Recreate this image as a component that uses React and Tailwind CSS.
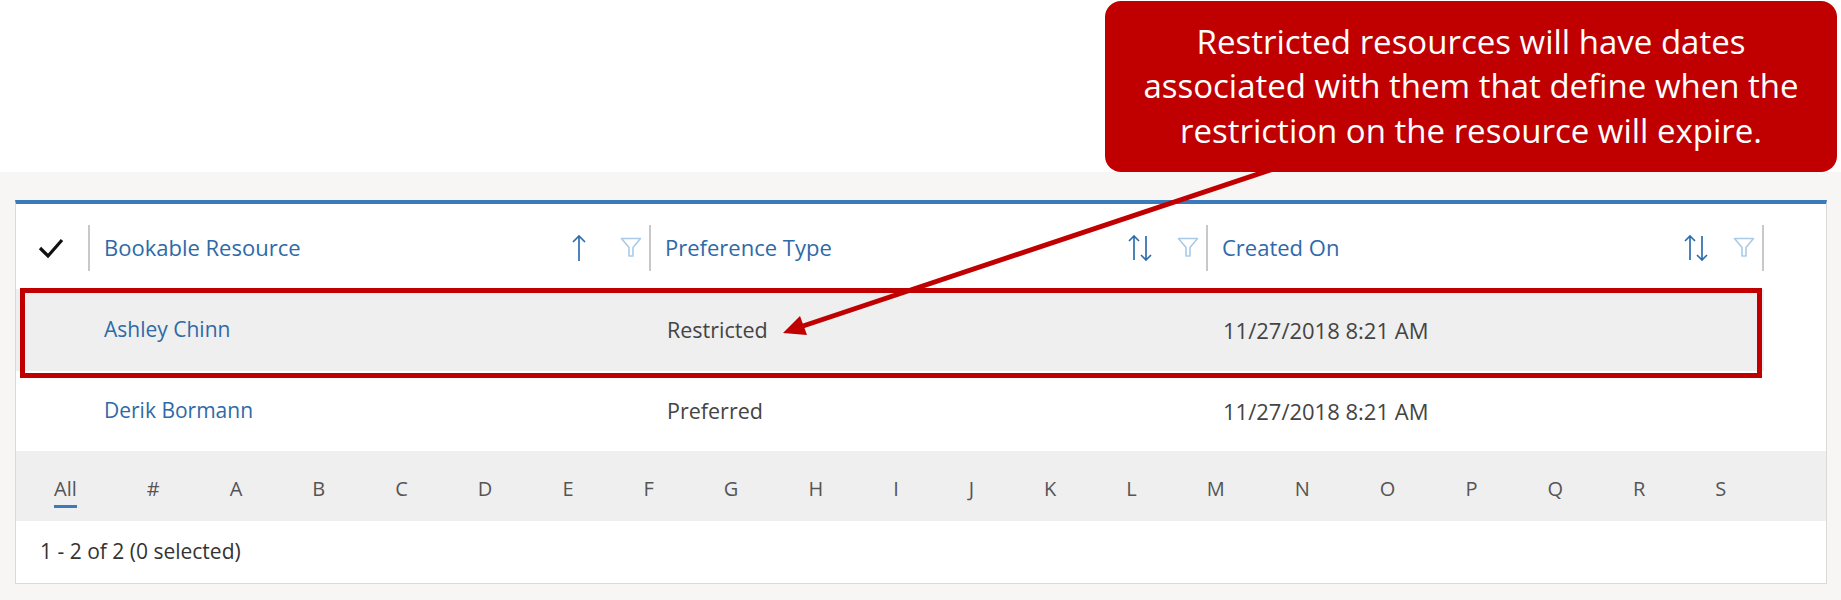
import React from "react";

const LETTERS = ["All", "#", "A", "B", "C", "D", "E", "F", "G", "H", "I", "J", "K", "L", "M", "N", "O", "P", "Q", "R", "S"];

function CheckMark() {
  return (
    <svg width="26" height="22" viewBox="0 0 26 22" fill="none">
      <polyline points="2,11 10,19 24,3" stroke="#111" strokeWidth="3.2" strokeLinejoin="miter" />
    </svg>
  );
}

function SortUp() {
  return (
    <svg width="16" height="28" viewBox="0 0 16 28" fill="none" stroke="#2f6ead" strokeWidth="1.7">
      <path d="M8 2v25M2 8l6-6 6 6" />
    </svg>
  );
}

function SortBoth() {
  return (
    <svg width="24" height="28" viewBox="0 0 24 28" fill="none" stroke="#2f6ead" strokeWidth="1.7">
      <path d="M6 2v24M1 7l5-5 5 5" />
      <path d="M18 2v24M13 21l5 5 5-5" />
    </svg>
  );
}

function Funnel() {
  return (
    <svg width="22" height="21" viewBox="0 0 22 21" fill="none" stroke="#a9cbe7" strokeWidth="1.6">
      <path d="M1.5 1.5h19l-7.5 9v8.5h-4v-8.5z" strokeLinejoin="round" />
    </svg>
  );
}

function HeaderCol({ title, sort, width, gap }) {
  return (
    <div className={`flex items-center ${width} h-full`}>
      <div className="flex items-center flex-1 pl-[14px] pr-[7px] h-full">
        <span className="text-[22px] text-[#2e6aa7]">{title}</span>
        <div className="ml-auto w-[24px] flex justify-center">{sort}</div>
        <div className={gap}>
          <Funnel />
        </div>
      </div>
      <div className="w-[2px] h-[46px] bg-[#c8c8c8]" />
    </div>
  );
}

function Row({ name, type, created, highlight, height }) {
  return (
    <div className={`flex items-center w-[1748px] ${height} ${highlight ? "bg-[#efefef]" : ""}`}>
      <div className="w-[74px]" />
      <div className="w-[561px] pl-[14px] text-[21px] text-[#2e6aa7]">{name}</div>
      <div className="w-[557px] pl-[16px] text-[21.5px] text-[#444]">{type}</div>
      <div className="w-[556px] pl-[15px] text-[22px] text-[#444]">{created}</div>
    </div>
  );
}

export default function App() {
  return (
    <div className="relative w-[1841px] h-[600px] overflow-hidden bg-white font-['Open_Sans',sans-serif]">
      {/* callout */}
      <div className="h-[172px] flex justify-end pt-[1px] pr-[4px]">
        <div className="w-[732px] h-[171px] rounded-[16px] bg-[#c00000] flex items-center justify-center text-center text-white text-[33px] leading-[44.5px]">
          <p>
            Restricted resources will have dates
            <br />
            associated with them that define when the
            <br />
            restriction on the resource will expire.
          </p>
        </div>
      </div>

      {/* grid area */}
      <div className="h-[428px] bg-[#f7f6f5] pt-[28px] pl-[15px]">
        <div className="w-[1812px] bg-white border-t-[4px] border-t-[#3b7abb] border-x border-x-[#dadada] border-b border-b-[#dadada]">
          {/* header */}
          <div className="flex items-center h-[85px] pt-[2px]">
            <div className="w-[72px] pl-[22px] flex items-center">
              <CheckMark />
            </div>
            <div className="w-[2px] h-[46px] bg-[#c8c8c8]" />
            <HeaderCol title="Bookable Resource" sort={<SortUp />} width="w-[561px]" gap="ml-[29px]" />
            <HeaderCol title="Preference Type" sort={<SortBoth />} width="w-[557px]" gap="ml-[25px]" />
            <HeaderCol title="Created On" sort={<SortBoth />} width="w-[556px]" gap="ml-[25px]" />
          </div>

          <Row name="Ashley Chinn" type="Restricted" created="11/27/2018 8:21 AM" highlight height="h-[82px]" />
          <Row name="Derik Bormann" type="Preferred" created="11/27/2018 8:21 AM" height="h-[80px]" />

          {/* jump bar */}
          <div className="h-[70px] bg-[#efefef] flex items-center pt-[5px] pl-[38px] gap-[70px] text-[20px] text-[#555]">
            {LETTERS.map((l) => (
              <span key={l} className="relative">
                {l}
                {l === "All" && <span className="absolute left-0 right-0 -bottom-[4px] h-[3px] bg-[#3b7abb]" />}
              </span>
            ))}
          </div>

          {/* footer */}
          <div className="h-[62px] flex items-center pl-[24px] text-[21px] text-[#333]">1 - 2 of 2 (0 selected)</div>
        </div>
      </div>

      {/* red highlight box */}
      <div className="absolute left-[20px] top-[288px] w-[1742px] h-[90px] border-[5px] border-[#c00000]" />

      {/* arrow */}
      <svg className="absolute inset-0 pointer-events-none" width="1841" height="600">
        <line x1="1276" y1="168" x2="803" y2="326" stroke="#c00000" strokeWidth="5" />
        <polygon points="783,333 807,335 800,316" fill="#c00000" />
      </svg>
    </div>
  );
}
+---+
• Problem
Copy the material above exactly and drop the pictures.

• Completed task
Recreate this image as a component that uses React and Tailwind CSS.
import React from "react";

const LETTERS = ["All", "#", "A", "B", "C", "D", "E", "F", "G", "H", "I", "J", "K", "L", "M", "N", "O", "P", "Q", "R", "S"];

function CheckMark() {
  return (
    <svg width="26" height="22" viewBox="0 0 26 22" fill="none">
      <polyline points="2,11 10,19 24,3" stroke="#111" strokeWidth="3.2" strokeLinejoin="miter" />
    </svg>
  );
}

function SortUp() {
  return (
    <svg width="16" height="28" viewBox="0 0 16 28" fill="none" stroke="#2f6ead" strokeWidth="1.7">
      <path d="M8 2v25M2 8l6-6 6 6" />
    </svg>
  );
}

function SortBoth() {
  return (
    <svg width="24" height="28" viewBox="0 0 24 28" fill="none" stroke="#2f6ead" strokeWidth="1.7">
      <path d="M6 2v24M1 7l5-5 5 5" />
      <path d="M18 2v24M13 21l5 5 5-5" />
    </svg>
  );
}

function Funnel() {
  return (
    <svg width="22" height="21" viewBox="0 0 22 21" fill="none" stroke="#a9cbe7" strokeWidth="1.6">
      <path d="M1.5 1.5h19l-7.5 9v8.5h-4v-8.5z" strokeLinejoin="round" />
    </svg>
  );
}

function HeaderCol({ title, sort, width, gap }) {
  return (
    <div className={`flex items-center ${width} h-full`}>
      <div className="flex items-center flex-1 pl-[14px] pr-[7px] h-full">
        <span className="text-[22px] text-[#2e6aa7]">{title}</span>
        <div className="ml-auto w-[24px] flex justify-center">{sort}</div>
        <div className={gap}>
          <Funnel />
        </div>
      </div>
      <div className="w-[2px] h-[46px] bg-[#c8c8c8]" />
    </div>
  );
}

function Row({ name, type, created, highlight, height }) {
  return (
    <div className={`flex items-center w-[1748px] ${height} ${highlight ? "bg-[#efefef]" : ""}`}>
      <div className="w-[74px]" />
      <div className="w-[561px] pl-[14px] text-[21px] text-[#2e6aa7]">{name}</div>
      <div className="w-[557px] pl-[16px] text-[21.5px] text-[#444]">{type}</div>
      <div className="w-[556px] pl-[15px] text-[22px] text-[#444]">{created}</div>
    </div>
  );
}

export default function App() {
  return (
    <div className="relative w-[1841px] h-[600px] overflow-hidden bg-white font-['Open_Sans',sans-serif]">
      {/* callout */}
      <div className="h-[172px] flex justify-end pt-[1px] pr-[4px]">
        <div className="w-[732px] h-[171px] rounded-[16px] bg-[#c00000] flex items-center justify-center text-center text-white text-[33px] leading-[44.5px]">
          <p>
            Restricted resources will have dates
            <br />
            associated with them that define when the
            <br />
            restriction on the resource will expire.
          </p>
        </div>
      </div>

      {/* grid area */}
      <div className="h-[428px] bg-[#f7f6f5] pt-[28px] pl-[15px]">
        <div className="w-[1812px] bg-white border-t-[4px] border-t-[#3b7abb] border-x border-x-[#dadada] border-b border-b-[#dadada]">
          {/* header */}
          <div className="flex items-center h-[85px] pt-[2px]">
            <div className="w-[72px] pl-[22px] flex items-center">
              <CheckMark />
            </div>
            <div className="w-[2px] h-[46px] bg-[#c8c8c8]" />
            <HeaderCol title="Bookable Resource" sort={<SortUp />} width="w-[561px]" gap="ml-[29px]" />
            <HeaderCol title="Preference Type" sort={<SortBoth />} width="w-[557px]" gap="ml-[25px]" />
            <HeaderCol title="Created On" sort={<SortBoth />} width="w-[556px]" gap="ml-[25px]" />
          </div>

          <Row name="Ashley Chinn" type="Restricted" created="11/27/2018 8:21 AM" highlight height="h-[82px]" />
          <Row name="Derik Bormann" type="Preferred" created="11/27/2018 8:21 AM" height="h-[80px]" />

          {/* jump bar */}
          <div className="h-[70px] bg-[#efefef] flex items-center pt-[5px] pl-[38px] gap-[70px] text-[20px] text-[#555]">
            {LETTERS.map((l) => (
              <span key={l} className="relative">
                {l}
                {l === "All" && <span className="absolute left-0 right-0 -bottom-[4px] h-[3px] bg-[#3b7abb]" />}
              </span>
            ))}
          </div>

          {/* footer */}
          <div className="h-[62px] flex items-center pl-[24px] text-[21px] text-[#333]">1 - 2 of 2 (0 selected)</div>
        </div>
      </div>

      {/* red highlight box */}
      <div className="absolute left-[20px] top-[288px] w-[1742px] h-[90px] border-[5px] border-[#c00000]" />

      {/* arrow */}
      <svg className="absolute inset-0 pointer-events-none" width="1841" height="600">
        <line x1="1276" y1="168" x2="803" y2="326" stroke="#c00000" strokeWidth="5" />
        <polygon points="783,333 807,335 800,316" fill="#c00000" />
      </svg>
    </div>
  );
}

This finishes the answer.